Your wardrobe goes way beyond just sneakers, as your style is super unique! Where do you get your inspiration from for such fabulous outfits?
Wow, thank you for the kind compliment, appreciate that! My inspiration, I don't know! I'm just a dude that's into football and hip-hop, at the end of the day I think those sort of things inform my look, and the brands that I associate to as well I guess. That's probably the best way to look at it. I just channel those. That's where street style comes from, it comes from street sports, from football, basketball, skating... and that's why it channels that. Along with the soundtrack of hip-hop. Although I also used to skate to heavy metal, and grunge and hardcore, a real mix of stuff. Jazz. All sorts! I guess I channel those elements into what I'm doing. Hopefully, it will continue like that. I'll 'age disgracefully'.
It seems like you have an amazing, established & colourful career - could you tell us an achievement or project that you're most proud of?

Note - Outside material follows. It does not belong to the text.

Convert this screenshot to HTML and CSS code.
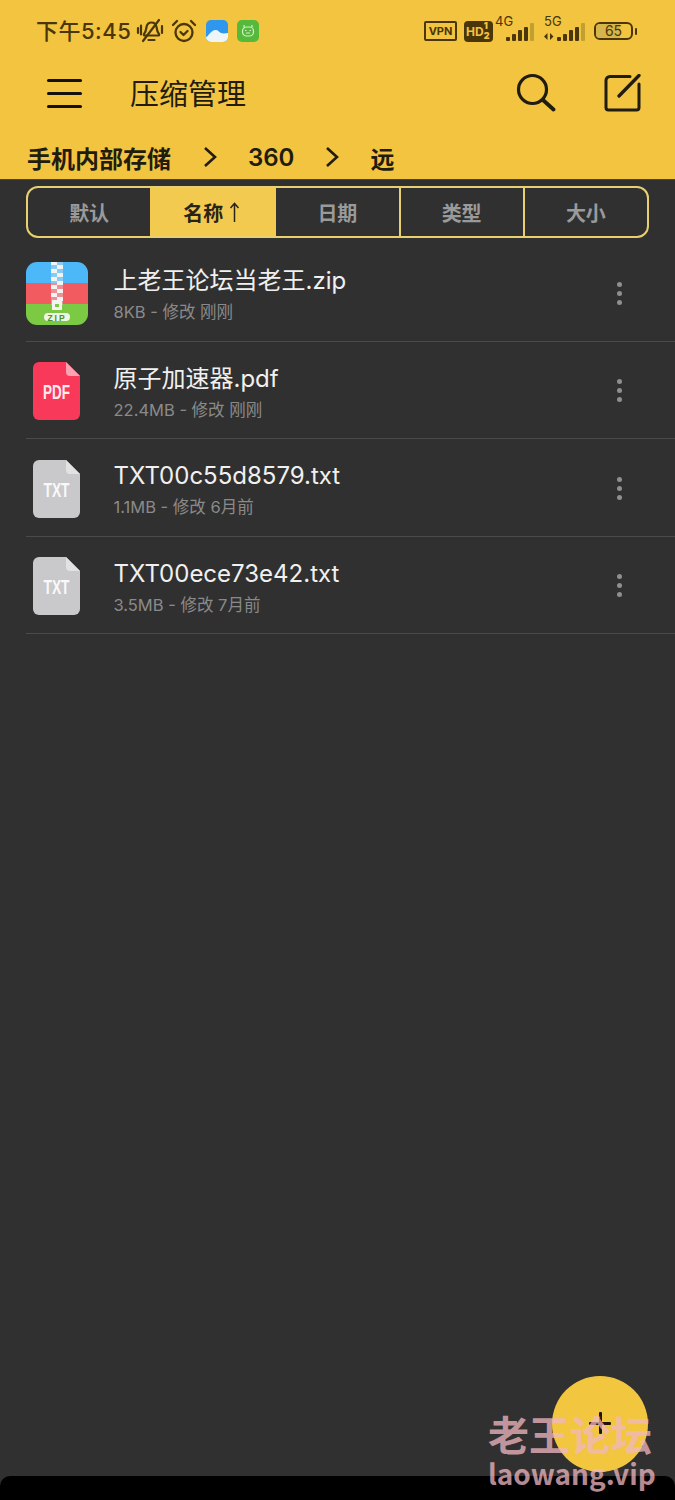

Wow! I'm really humbled. It's been a crazy few years, from releasing records to doing charity stuff. I think the proudest I can be of one significant thing (I mean I've done loads of events) I think maybe it was the 'SpAIR Max Day' we did in 2018. Basically, what we did, I just threw it out to the community, can you give me all the shoes that you don't wear in your closet, we're gonna clean them up, and with the help of Jason Markk we cleaned up hundreds of shoes. Then we gave them to Solly at the Brixton soup kitchen to distribute to those who were less fortunate. It was an antithesis to what Nike do with Air Max day, ours was SpAIR Max day. So all your Spare Airs, SpAIRS! We had so many people come through and donate, we were so appreciative of their generosity, and the time everybody gave up to make it happen, even everyone at the soup kitchen as well. Hopefully, we've helped quite a few people around Brixton and surrounding areas, they were distributed wherever Solly saw fit, so people have acquired some steezy footwear! We cleaned them all up, it was pretty dope. Somebody I wanted to mention who helped us out, came to help clean the sneakers was a guy called Casper Fox, he was a great guy, he created a community called the Real Sole Family, he welcomed everyone in, he was just a top boy, but sadly he passed away last year, but without his help, we wouldn't have had as many shoes, and he gave up his time to do that. So yeah, SpAIR Max day has to be the best thing. The whole thing was about sustainability as well, because if people have got all these shoes in their closets, and they're not wearing them etc. there are people out there who can and will be able to wear them, then we should be putting them where they can be worn. Trying to utilize our platform in the right way. We hit the sustainable angle and the people who are less well off. We're making sure that these shoes don't end up in landfills, y' know? I think it's like 157,000 tonnes of footwear ends up in landfill in the UK alone every year, it's a colossal amount, so let's get them on peoples feet and not end up buried harming the environment.
Speaking from experience, if you could give any advice right now to people in the sneaker game, what would it be?
If I could give any advice to anyone in the industry... Pay me and then I'll tell you!